Glasgow v. Moyer
Headline: Federal court upholds denial of habeas corpus, blocking a convicted man’s attempt to undo an obscenity conviction and saying trial errors must be raised on appeal, not by habeas.
Holding: The Court held that habeas corpus cannot be used to retry trial errors or to disqualify a judge after a verdict; the proper remedy is a writ of error or appeal.
- Bars using habeas corpus to relitigate trial errors; defendants must appeal.
- Limits late-filed judge-disqualification claims under the new Judicial Code.

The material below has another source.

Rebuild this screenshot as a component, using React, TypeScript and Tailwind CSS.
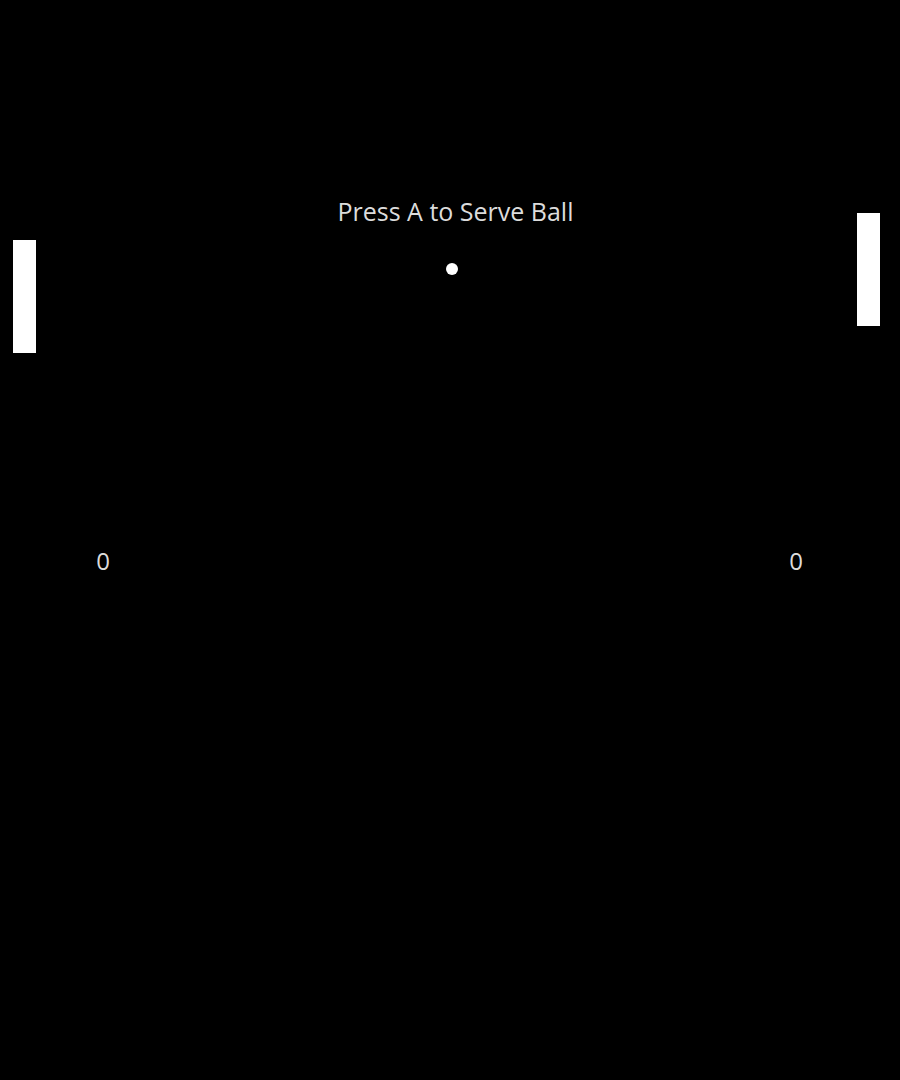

- Confirms habeas only tests whether imprisonment has lawful authority.
Summary
Background
A man arrested in Wilmington was charged with selling books without a license, then re-arrested and indicted for mailing an obscene book. He says his room was searched, his papers taken, he was mistreated, arraigned in prison clothes, and tried before a judge he later accused of bias. After conviction and sentence, he filed an affidavit under a new Judicial Code provision seeking to disqualify the judge, but that affidavit was filed after trial. He then sought a writ of habeas corpus to be released from the federal penitentiary in Atlanta.
Reasoning
The Court focused on whether habeas corpus can be used to attack trial errors or a judge’s disqualification filed after verdict. It explained that habeas reviews only whether the court had legal authority to imprison someone, not whether the trial court made legal or factual mistakes. If a court had jurisdiction to try the case, those mistakes must be corrected by a regular appeal or writ of error. The Court agreed that the district court’s refusal to discharge the prisoner was correctly treated as a matter for appeal, not habeas relief.
Real world impact
People convicted in federal criminal cases cannot use habeas corpus to relitigate trial errors or to make late judge-disqualification claims; they must pursue the ordinary appellate process. The ruling leaves habeas available only for cases where the imprisonment lacks lawful authority, and it does not decide the underlying guilt or innocence of the defendant.